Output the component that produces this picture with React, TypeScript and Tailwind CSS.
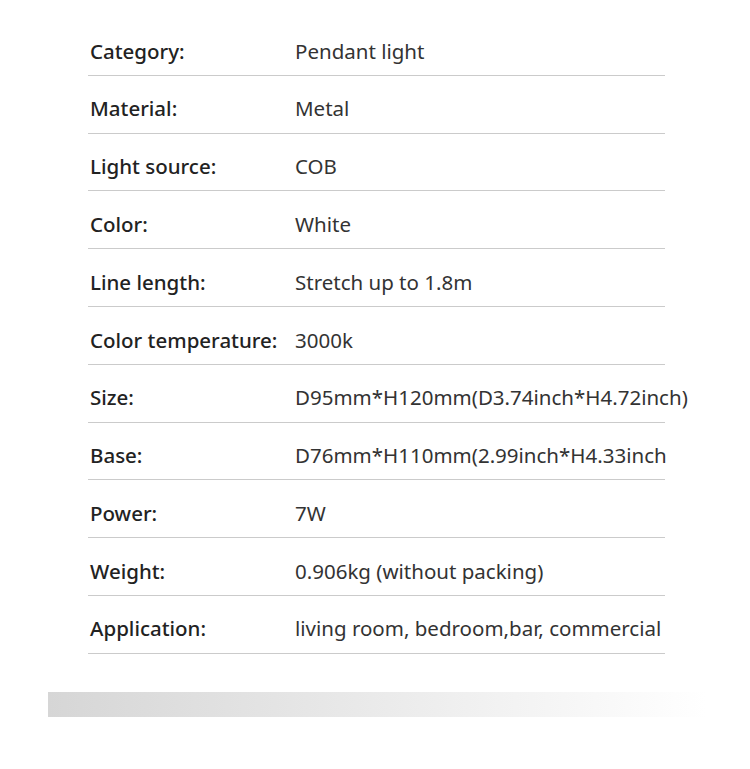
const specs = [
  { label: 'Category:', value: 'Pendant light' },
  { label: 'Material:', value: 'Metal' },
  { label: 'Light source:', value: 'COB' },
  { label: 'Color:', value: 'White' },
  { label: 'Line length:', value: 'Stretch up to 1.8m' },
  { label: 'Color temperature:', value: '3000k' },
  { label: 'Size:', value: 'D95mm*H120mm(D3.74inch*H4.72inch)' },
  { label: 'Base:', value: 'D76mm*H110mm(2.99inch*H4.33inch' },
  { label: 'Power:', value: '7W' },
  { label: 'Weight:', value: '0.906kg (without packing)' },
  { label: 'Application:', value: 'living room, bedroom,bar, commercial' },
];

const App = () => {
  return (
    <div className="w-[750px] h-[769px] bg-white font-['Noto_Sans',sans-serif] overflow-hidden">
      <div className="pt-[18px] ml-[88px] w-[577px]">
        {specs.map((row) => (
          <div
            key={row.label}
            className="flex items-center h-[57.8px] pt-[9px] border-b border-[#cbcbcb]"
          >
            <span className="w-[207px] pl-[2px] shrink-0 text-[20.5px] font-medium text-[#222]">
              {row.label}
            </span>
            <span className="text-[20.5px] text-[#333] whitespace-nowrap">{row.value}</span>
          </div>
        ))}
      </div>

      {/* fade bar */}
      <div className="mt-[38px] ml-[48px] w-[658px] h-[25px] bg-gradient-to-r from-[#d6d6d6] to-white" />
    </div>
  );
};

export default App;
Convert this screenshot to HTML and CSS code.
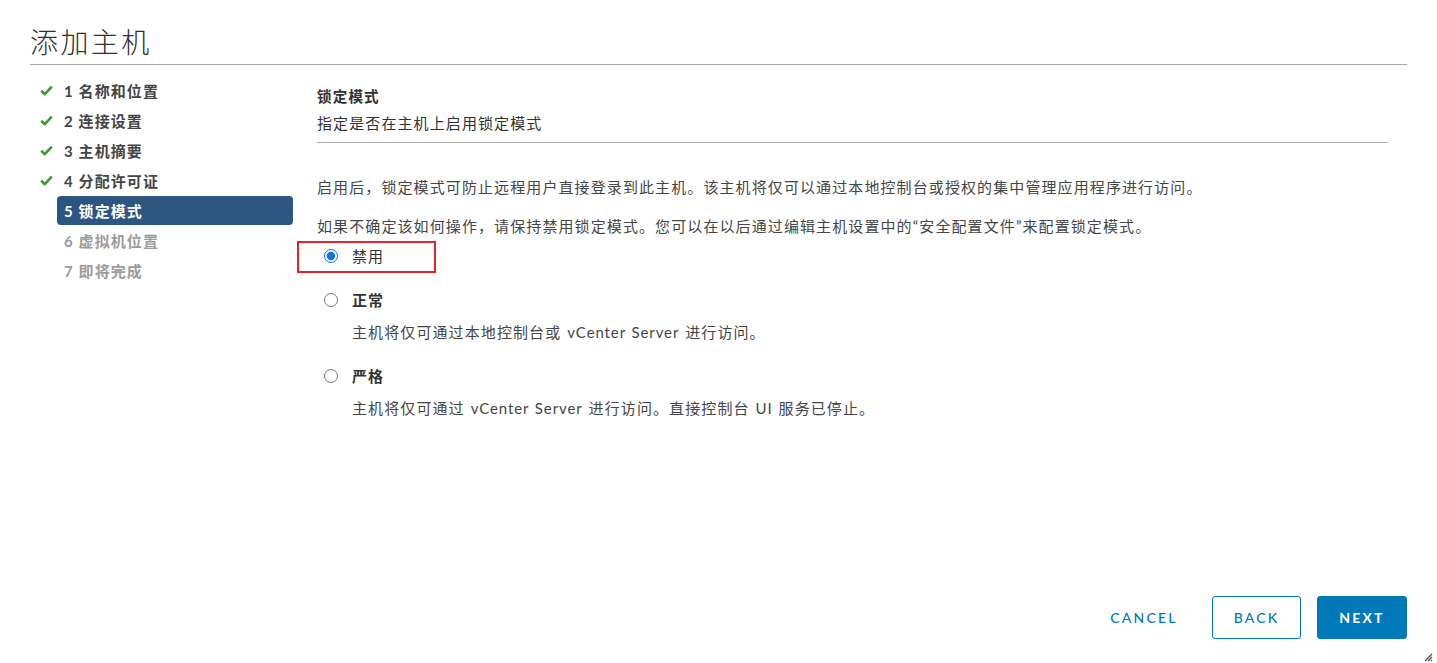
+ + + + + + +
* _Written exercise_:
Reproduce each entry precisely. Leave the pictures out.

* _Solution to the exercise_:
Output the component that produces this picture with React, TypeScript and Tailwind CSS.
const specs = [
  { label: 'Category:', value: 'Pendant light' },
  { label: 'Material:', value: 'Metal' },
  { label: 'Light source:', value: 'COB' },
  { label: 'Color:', value: 'White' },
  { label: 'Line length:', value: 'Stretch up to 1.8m' },
  { label: 'Color temperature:', value: '3000k' },
  { label: 'Size:', value: 'D95mm*H120mm(D3.74inch*H4.72inch)' },
  { label: 'Base:', value: 'D76mm*H110mm(2.99inch*H4.33inch' },
  { label: 'Power:', value: '7W' },
  { label: 'Weight:', value: '0.906kg (without packing)' },
  { label: 'Application:', value: 'living room, bedroom,bar, commercial' },
];

const App = () => {
  return (
    <div className="w-[750px] h-[769px] bg-white font-['Noto_Sans',sans-serif] overflow-hidden">
      <div className="pt-[18px] ml-[88px] w-[577px]">
        {specs.map((row) => (
          <div
            key={row.label}
            className="flex items-center h-[57.8px] pt-[9px] border-b border-[#cbcbcb]"
          >
            <span className="w-[207px] pl-[2px] shrink-0 text-[20.5px] font-medium text-[#222]">
              {row.label}
            </span>
            <span className="text-[20.5px] text-[#333] whitespace-nowrap">{row.value}</span>
          </div>
        ))}
      </div>

      {/* fade bar */}
      <div className="mt-[38px] ml-[48px] w-[658px] h-[25px] bg-gradient-to-r from-[#d6d6d6] to-white" />
    </div>
  );
};

export default App;
Convert this screenshot to HTML and CSS code.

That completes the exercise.